We explored a climate data set from France using Multiple Linear Regression and Principal Component Analysis. Now, we want to apply a Factor Analysis on the same data set.
# data download
clim <- read.csv("https://userpage.fu-berlin.de/soga/data/raw-data/Climfrance.csv", sep = ";")
# deletion of thousands separator and formatting of non-numeric variables
clim[, "p_mean"] <- as.numeric(gsub(",", "", clim[, "p_mean"]))
clim[, "altitude"] <- as.numeric(gsub(",", "", clim[, "altitude"]))
Exercise 1: Perform a Factor analysis for the first three principal components and try to interpret them in terms of climate factors.
Principal Components
Let us look first on the principal components and evaluate the
proportion of variance explained by them.
### your code here...
clim_pca <- prcomp(clim[, 2:ncol(clim)], scale. = TRUE, center = TRUE)

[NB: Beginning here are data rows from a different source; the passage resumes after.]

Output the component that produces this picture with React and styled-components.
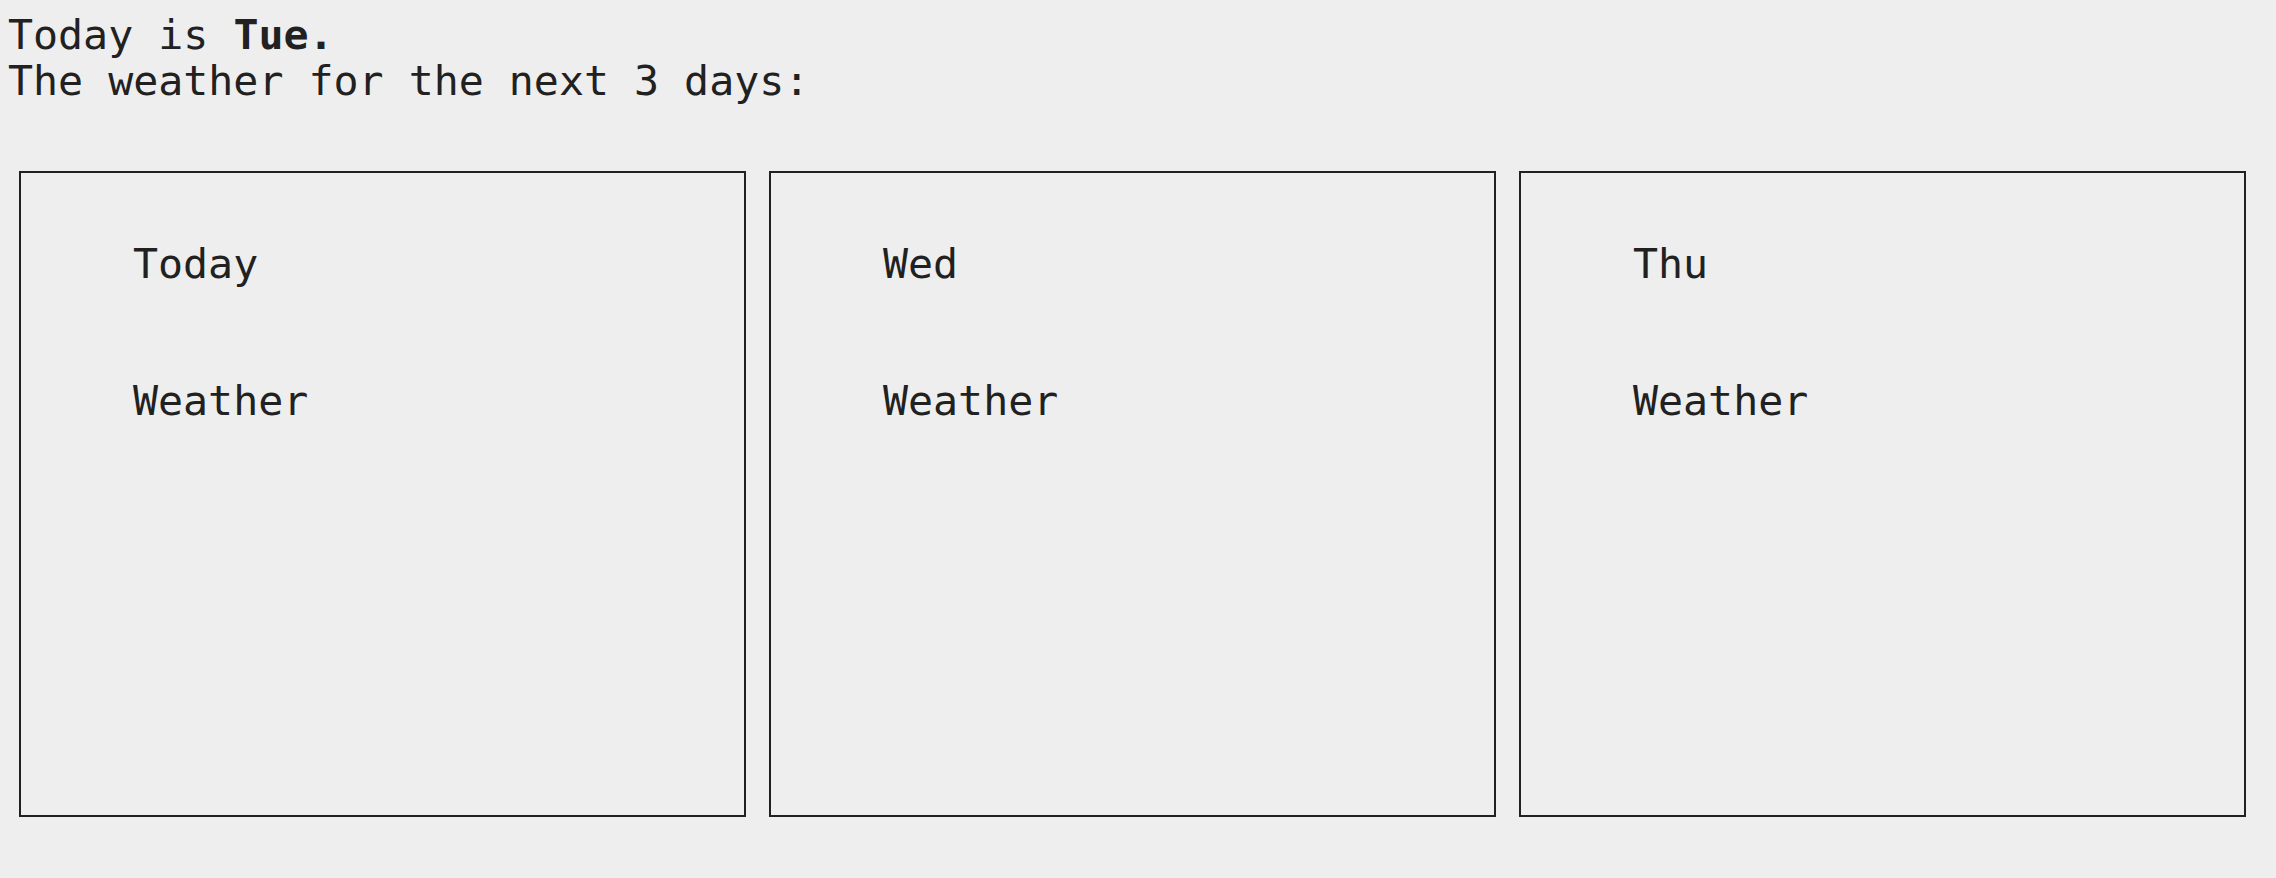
import React from 'react'
import styled, { createGlobalStyle } from 'styled-components'

const GlobalStyle = createGlobalStyle`
  html, body {
    margin: 0;
    background: #eeeeee;
  }
  body {
    padding: 12px 8px 0 8px;
    font-family: "DejaVu Sans Mono", monospace;
    font-size: 41.6px;
    line-height: 45.8px;
    color: #212121;
  }
`

const Intro = styled.div`
  margin: 0;
`

const Line = styled.p`
  margin: 0;
  white-space: pre;
`

const Forecast = styled.div`
  display: grid;
  grid-template-columns: repeat(3, 727px);
  gap: 23px;
  margin-top: 67px;
  padding-left: 11px;
`

const DayCard = styled.div`
  box-sizing: border-box;
  height: 646px;
  border: 2px solid #212121;
  padding: 68px 0 0 112px;
`

const DayName = styled.div`
  margin-bottom: 92px;
`

const WeatherText = styled.div``

const days = ['Today', 'Wed', 'Thu']

export default function App() {
    return (
        <>
            <GlobalStyle />
            <Intro>
                <Line>Today is <b>Tue.</b></Line>
                <Line>The weather for the next 3 days:</Line>
            </Intro>
            <Forecast>
                {days.map(day => (
                    <DayCard key={day}>
                        <DayName>{day}</DayName>
                        <WeatherText>Weather</WeatherText>
                    </DayCard>
                ))}
            </Forecast>
        </>
    )
}
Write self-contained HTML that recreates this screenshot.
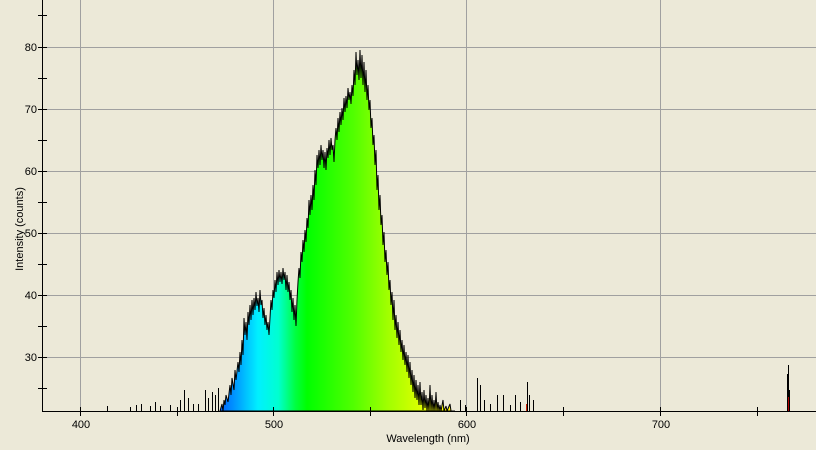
<!DOCTYPE html>
<html><head><meta charset="utf-8"><style>
html,body{margin:0;padding:0;background:#ECE9D8;}
svg{display:block;font-family:"Liberation Sans",sans-serif;}
</style></head><body>
<svg width="816" height="450" xmlns="http://www.w3.org/2000/svg">
<defs>
<linearGradient id="g" gradientUnits="userSpaceOnUse" x1="215" y1="0" x2="790" y2="0">
<stop offset="0" stop-color="#0050ff"/>
<stop offset="0.035" stop-color="#0098ff"/>
<stop offset="0.075" stop-color="#00f0ff"/>
<stop offset="0.11" stop-color="#00ffd0"/>
<stop offset="0.14" stop-color="#00ff40"/>
<stop offset="0.16" stop-color="#00ff00"/>
<stop offset="0.24" stop-color="#50ff00"/>
<stop offset="0.30" stop-color="#a0ff00"/>
<stop offset="0.37" stop-color="#e8ff00"/>
<stop offset="0.40" stop-color="#ffff00"/>
<stop offset="0.50" stop-color="#ffa000"/>
<stop offset="0.55" stop-color="#e02000"/>
<stop offset="1" stop-color="#a00000"/>
</linearGradient>
</defs>
<g stroke="#a0a0a0" stroke-width="1">
<line x1="80.5" y1="0" x2="80.5" y2="411"/><line x1="273.5" y1="0" x2="273.5" y2="411"/>
<line x1="466.5" y1="0" x2="466.5" y2="411"/><line x1="660.5" y1="0" x2="660.5" y2="411"/>
<line x1="42" y1="47.5" x2="816" y2="47.5"/><line x1="42" y1="109.5" x2="816" y2="109.5"/>
<line x1="42" y1="171.5" x2="816" y2="171.5"/><line x1="42" y1="233.5" x2="816" y2="233.5"/>
<line x1="42" y1="295.5" x2="816" y2="295.5"/><line x1="42" y1="357.5" x2="816" y2="357.5"/>
</g>
<path fill="url(#g)" stroke="#000" stroke-width="1" stroke-linejoin="bevel" d="M220,411 L222,404 223,411 224,400 225,405 226,395 228,402 230,385 231,395 232,378 234,390 235,370 236,380 238,362 239,372 240,352 241,365 242,340 243,355 244,318 245,335 246,322 247,340 248,312 249,325 250,305 251,320 252,300 253,315 254,298 255,310 256,292 257,306 258,298 259,312 260,290 261,305 262,300 263,318 264,308 265,325 266,315 267,330 268,322 269,335 270,318 271,300 272,310 273,290 274,298 275,280 276,292 277,272 278,285 279,270 280,282 281,272 282,284 283,268 284,280 285,272 286,290 287,275 288,292 289,282 290,300 291,290 292,312 293,298 294,320 295,305 296,326 297,300 298,282 299,268 300,278 301,252 302,262 303,240 304,252 305,230 306,242 307,218 308,228 309,200 310,215 311,195 312,210 313,185 314,200 315,170 316,185 317,155 318,168 319,150 320,165 321,145 322,160 323,150 324,168 325,152 326,170 327,148 328,158 329,140 330,155 331,138 332,150 333,145 334,162 335,140 336,128 337,140 338,118 339,132 340,112 341,125 342,108 343,120 344,98 345,112 346,96 347,108 348,88 349,100 350,92 351,104 352,85 353,96 354,70 355,85 356,52 357,75 358,60 359,80 360,50 361,78 362,55 363,85 364,62 365,92 366,70 367,100 368,85 369,110 370,100 371,128 372,118 373,145 374,135 375,165 376,150 377,190 378,175 379,210 380,195 381,225 382,215 383,245 384,232 385,262 386,250 387,275 388,262 389,290 390,280 391,305 392,292 393,320 394,300 395,330 396,315 397,338 398,322 399,345 400,330 401,352 402,340 403,360 404,345 405,365 406,352 407,372 408,355 409,378 410,362 411,385 412,370 413,392 414,375 415,398 416,380 417,400 418,385 419,405 420,382 421,405 422,392 423,410 424,390 425,408 426,395 427,411 428,398 429,411 430,385 431,411 432,395 433,411 434,400 435,411 436,392 437,411 438,402 439,411 440,405 441,411 443,400 444,411 446,406 447,411 450,404 451,411 455,411 Z"/>
<g stroke="#000" stroke-width="1">
<line x1="107.5" y1="411" x2="107.5" y2="406"/><line x1="130.5" y1="411" x2="130.5" y2="407"/>
<line x1="136.5" y1="411" x2="136.5" y2="405"/><line x1="141.5" y1="411" x2="141.5" y2="404"/>
<line x1="150.5" y1="411" x2="150.5" y2="406"/><line x1="155.5" y1="411" x2="155.5" y2="402"/>
<line x1="160.5" y1="411" x2="160.5" y2="406"/><line x1="170.5" y1="411" x2="170.5" y2="405"/>
<line x1="180.5" y1="411" x2="180.5" y2="400"/><line x1="184.5" y1="411" x2="184.5" y2="390"/>
<line x1="188.5" y1="411" x2="188.5" y2="398"/><line x1="193.5" y1="411" x2="193.5" y2="404"/>
<line x1="198.5" y1="411" x2="198.5" y2="404"/><line x1="205.5" y1="411" x2="205.5" y2="390"/>
<line x1="208.5" y1="411" x2="208.5" y2="398"/><line x1="212.5" y1="411" x2="212.5" y2="392"/>
<line x1="215.5" y1="411" x2="215.5" y2="395"/><line x1="218.5" y1="411" x2="218.5" y2="388"/>
<line x1="460.5" y1="411" x2="460.5" y2="400"/><line x1="465.5" y1="411" x2="465.5" y2="405"/>
<line x1="477.5" y1="411" x2="477.5" y2="378"/><line x1="480.5" y1="411" x2="480.5" y2="385"/>
<line x1="484.5" y1="411" x2="484.5" y2="400"/><line x1="490.5" y1="411" x2="490.5" y2="404"/>
<line x1="497.5" y1="411" x2="497.5" y2="395"/><line x1="503.5" y1="411" x2="503.5" y2="395"/>
<line x1="510.5" y1="411" x2="510.5" y2="405"/><line x1="515.5" y1="411" x2="515.5" y2="395"/>
<line x1="520.5" y1="411" x2="520.5" y2="402"/><line x1="527.5" y1="411" x2="527.5" y2="382"/>
<line x1="529.5" y1="411" x2="529.5" y2="395"/><line x1="533.5" y1="411" x2="533.5" y2="400"/>
<line x1="563.5" y1="411" x2="563.5" y2="408"/>
<line x1="787.5" y1="411" x2="787.5" y2="374"/><line x1="788.5" y1="411" x2="788.5" y2="365"/>
<line x1="789.5" y1="411" x2="789.5" y2="390"/>
</g>
<line x1="526.5" y1="411" x2="526.5" y2="404" stroke="#d02000"/>
<line x1="788.5" y1="411" x2="788.5" y2="397" stroke="#b00000"/>
<g stroke="#000" stroke-width="1">
<line x1="42.5" y1="0" x2="42.5" y2="412"/><line x1="42" y1="411.5" x2="816" y2="411.5"/>
<line x1="38" y1="15.5" x2="47" y2="15.5"/><line x1="38" y1="47.5" x2="47" y2="47.5"/>
<line x1="38" y1="78.5" x2="47" y2="78.5"/><line x1="38" y1="109.5" x2="47" y2="109.5"/>
<line x1="38" y1="140.5" x2="47" y2="140.5"/><line x1="38" y1="171.5" x2="47" y2="171.5"/>
<line x1="38" y1="202.5" x2="47" y2="202.5"/><line x1="38" y1="233.5" x2="47" y2="233.5"/>
<line x1="38" y1="264.5" x2="47" y2="264.5"/><line x1="38" y1="295.5" x2="47" y2="295.5"/>
<line x1="38" y1="326.5" x2="47" y2="326.5"/><line x1="38" y1="357.5" x2="47" y2="357.5"/>
<line x1="38" y1="388.5" x2="47" y2="388.5"/>
<line x1="80.5" y1="407" x2="80.5" y2="416"/><line x1="177.5" y1="407" x2="177.5" y2="416"/>
<line x1="273.5" y1="407" x2="273.5" y2="416"/><line x1="370.5" y1="407" x2="370.5" y2="416"/>
<line x1="466.5" y1="407" x2="466.5" y2="416"/><line x1="563.5" y1="407" x2="563.5" y2="416"/>
<line x1="660.5" y1="407" x2="660.5" y2="416"/><line x1="757.5" y1="407" x2="757.5" y2="416"/>
</g>
<g font-size="11" fill="#000" text-anchor="end">
<text x="37" y="51">80</text><text x="37" y="113">70</text><text x="37" y="175">60</text>
<text x="37" y="237">50</text><text x="37" y="299">40</text><text x="37" y="361">30</text>
</g>
<g font-size="11" fill="#000" text-anchor="middle">
<text x="81" y="428">400</text><text x="274" y="428">500</text><text x="467" y="428">600</text><text x="661" y="428">700</text>
<text x="428" y="442">Wavelength (nm)</text>
</g>
<text font-size="11" transform="translate(23,229) rotate(-90)" text-anchor="middle">Intensity (counts)</text>
</svg>
</body></html>
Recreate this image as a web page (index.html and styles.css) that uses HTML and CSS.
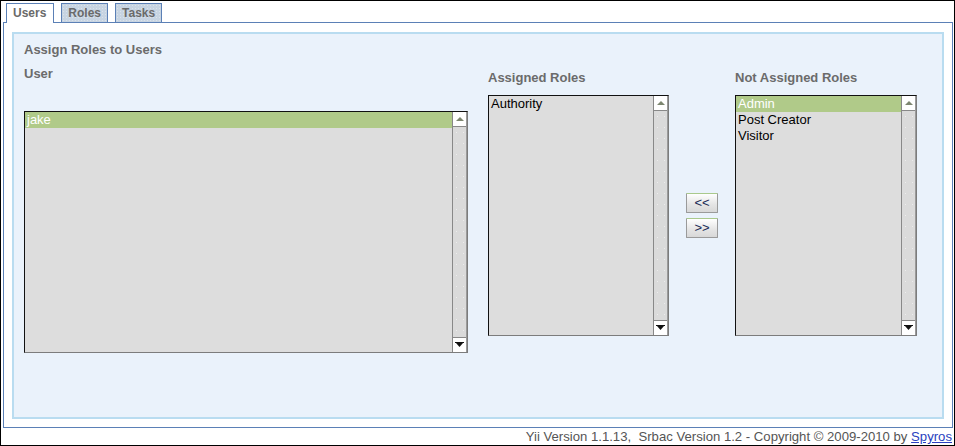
FILE: index.html
```html
<!DOCTYPE html>
<html>
<head>
<meta charset="utf-8">
<link rel="stylesheet" href="styles.css">
</head>
<body>
<div class="window">
  <div class="tabs">
    <span class="tab active">Users</span>
    <span class="tab">Roles</span>
    <span class="tab">Tasks</span>
  </div>
  <div class="panel">
    <div class="box">
      <h3 class="title">Assign Roles to Users</h3>
      <div class="row">
        <div class="col col-user">
          <div class="label">User</div>
          <div class="listbox lb-user">
            <div class="items"><div class="item sel">jake</div></div>
            <div class="sb">
              <div class="sb-btn sb-up"><svg width="8" height="5" viewBox="0 0 8 5"><polygon points="0,4 8,4 4,0" fill="#7d8670"/></svg></div>
              <div class="sb-track"></div>
              <div class="sb-btn sb-down"><svg width="9" height="6" viewBox="0 0 9 6"><rect x="0" y="0" width="9" height="1" fill="#111"/><polygon points="1,1 8,1 4.5,5" fill="#111"/></svg></div>
            </div>
          </div>
        </div>
        <div class="col col-assigned">
          <div class="label">Assigned Roles</div>
          <div class="listbox lb-role">
            <div class="items"><div class="item">Authority</div></div>
            <div class="sb">
              <div class="sb-btn sb-up"><svg width="8" height="5" viewBox="0 0 8 5"><polygon points="0,4 8,4 4,0" fill="#7d8670"/></svg></div>
              <div class="sb-track"></div>
              <div class="sb-btn sb-down"><svg width="9" height="6" viewBox="0 0 9 6"><rect x="0" y="0" width="9" height="1" fill="#111"/><polygon points="1,1 8,1 4.5,5" fill="#111"/></svg></div>
            </div>
          </div>
        </div>
        <div class="col col-btns">
          <button class="mv">&lt;&lt;</button>
          <button class="mv">&gt;&gt;</button>
        </div>
        <div class="col col-not">
          <div class="label">Not Assigned Roles</div>
          <div class="listbox lb-role">
            <div class="items">
              <div class="item sel">Admin</div>
              <div class="item">Post Creator</div>
              <div class="item">Visitor</div>
            </div>
            <div class="sb">
              <div class="sb-btn sb-up"><svg width="8" height="5" viewBox="0 0 8 5"><polygon points="0,4 8,4 4,0" fill="#7d8670"/></svg></div>
              <div class="sb-track"></div>
              <div class="sb-btn sb-down"><svg width="9" height="6" viewBox="0 0 9 6"><rect x="0" y="0" width="9" height="1" fill="#111"/><polygon points="1,1 8,1 4.5,5" fill="#111"/></svg></div>
            </div>
          </div>
        </div>
      </div>
    </div>
  </div>
  <div class="footer">Yii Version 1.1.13,&nbsp; Srbac Version 1.2 - Copyright © 2009-2010 by <a href="#" class="link">Spyros</a></div>
</div>
</body>
</html>
```
FILE: styles.css
```css
html, body {
  margin: 0;
  padding: 0;
  background: #fff;
}
.window {
  width: 955px;
  height: 446px;
  box-sizing: border-box;
  border: 1px solid #000;
  padding: 2px 1px 0 2px;
  display: flex;
  flex-direction: column;
  font-family: "Liberation Sans", Arial, sans-serif;
}
.tabs {
  display: flex;
  gap: 7px;
  padding-left: 3px;
  height: 19px;
  align-items: flex-start;
}
.tab {
  box-sizing: border-box;
  height: 19px;
  border: 1px solid #5b80b6;
  border-bottom: none;
  padding: 0 6px;
  line-height: 18px;
  font-size: 12px;
  font-weight: bold;
  color: #6a6a6a;
  background-color: #c7d4e2;
  background-image: radial-gradient(circle, #dae2eb 0.5px, transparent 0.9px);
  background-size: 3px 3px;
}
.tab.active {
  height: 20px;
  background: #fff;
  margin-bottom: -1px;
  position: relative;
  z-index: 1;
  padding: 0 7px 0 6px;
}
.panel {
  width: 950px;
  height: 406px;
  box-sizing: border-box;
  border: 1px solid #5b80b6;
  padding: 9px 8px 8px 8px;
  background: #fff;
}
.box {
  box-sizing: border-box;
  height: 387px;
  border: 2px solid #b9dcf0;
  background: #eaf2fb;
  padding: 8px 10px 0 10px;
}
.title {
  margin: 0;
  font-size: 13px;
  line-height: 15px;
  font-weight: bold;
  color: #6b6b6b;
}
.row {
  display: flex;
  align-items: flex-start;
}
.label {
  font-size: 13px;
  line-height: 15px;
  font-weight: bold;
  color: #6b6b6b;
}
.col-user {
  width: 444px;
}
.col-user .label {
  margin-top: 9px;
}
.col-user .listbox {
  margin-top: 30px;
  height: 242px;
}
.col-assigned {
  width: 181px;
  margin-left: 20px;
}
.col-not {
  width: 182px;
  margin-left: 17px;
}
.col-assigned .label,
.col-not .label {
  margin-top: 13px;
}
.lb-role {
  margin-top: 10px;
  height: 241px;
}
.col-btns {
  width: 32px;
  margin-left: 17px;
  margin-top: 136px;
  display: flex;
  flex-direction: column;
  gap: 5px;
}
.mv {
  width: 32px;
  height: 20px;
  margin: 0;
  padding: 0;
  box-sizing: border-box;
  border: 1px solid #9a9a9a;
  border-top-color: #a9c98c;
  border-radius: 1px;
  background: linear-gradient(#ffffff, #e4e4e4 60%, #d8d8d8);
  font-family: "Liberation Sans", Arial, sans-serif;
  font-size: 13px;
  line-height: 18px;
  color: #1a2a55;
}
.listbox {
  box-sizing: border-box;
  display: flex;
  border: 1px solid;
  border-color: #111 #7c7c7c #7c7c7c #111;
  background: #dddddd;
}
.items {
  flex: 1;
  min-width: 0;
}
.item {
  height: 16px;
  line-height: 16px;
  font-size: 13px;
  padding-left: 2px;
  color: #000;
  white-space: nowrap;
}
.item.sel {
  background: #b0ca89;
  color: #fff;
}
.sb {
  width: 15px;
  box-sizing: border-box;
  border-left: 1px solid #888;
  border-right: 1px solid #9a9a9a;
  display: flex;
  flex-direction: column;
}
.sb-btn {
  height: 14px;
  background: #fff;
  display: flex;
  align-items: center;
  justify-content: center;
}
.sb-up {
  border-bottom: 1px solid #888;
}
.sb-down {
  border-top: 1px solid #888;
}
.sb-track {
  flex: 1;
  background-color: #dadada;
  background-image: radial-gradient(circle, #ececec 0.5px, transparent 0.9px);
  background-size: 7px 11px;
}
.footer {
  flex: 1;
  text-align: right;
  font-size: 13.15px;
  line-height: 16px;
  padding-top: 1px;
  padding-right: 1px;
  color: #555;
}
.link {
  color: #2a3fc0;
  text-decoration: underline;
}
```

eig <- matrix(rep(1, 33), ncol = 11, nrow = 3)
for (i in 1:11) {
eig[1, i] <- sum(clim_pca$sdev[i]^2)
} # eigenvalues
for (i in 1:11) {
eig[2, i] <- 100 * sum(clim_pca$sdev[i]^2) / 11
} # proportional variance
for (i in 1:11) {
eig[3, i] <- sum(eig[2, 1:i])
} # cumulative variance
rownames(eig) <- c("Eigenvalue", "Proport_Variance", "Cumulative Var")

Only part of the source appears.